All the African Football Associations will support Blatter because he shielded them from the hammer of the law against improprieties in their different countries. There have been reported cases of improprieties in Kenya, Nigeria, Ghana, Serria Leone, Cameroons and many other African Football Associations covered up by FIFA with the non-intervention of government policy. Yet, these associations go with a bowl to ask for money from governments.

Sepp Blatter’s resignation is happy riddance to football impunity. I wrote before about how some top FIFA officials compromised their offices in their dealings with corrupt top sports officials in Africa.

Football, really, has declined in Nigeria. There have been no replacements for the Jay Jay Okochas and Daniel Amokachis in the last 15 years. Whereas soldiers produced world-beaters in sports when they ruled, including the first global victory, the Under-17 soccer victory under General Muhammadu Buhari’s reign, and the golds in Olympic football and female long jump under General Sani Abacha, there is nothing to report in Nigeria now, except the talented success of Blessing Okagbare. FIFA must be purged of impunity and corruption. It should no longer cover up for the thieves in African football. In the same manner, impunity of any form must be curbed in Nigeria to install the rule of law, not the rule of man.
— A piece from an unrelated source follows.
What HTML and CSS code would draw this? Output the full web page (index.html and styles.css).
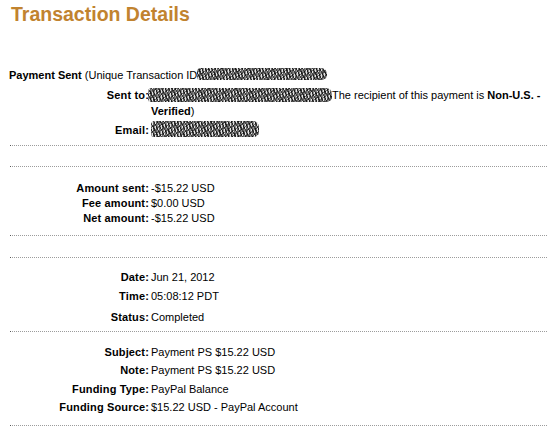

The Confederation of African Football must also be visited with the same whip to knock it to proper shape, shorn of dictatorship. Africa needs a new broom to sweep away impunity. In the case of the Rivers governorship imbroglio, Adoke ought to have heeded the American Supreme Court judgement on Al Gore and George W. Bush presidential contest which was clear on jurisdiction in a federation, vide Florida vote.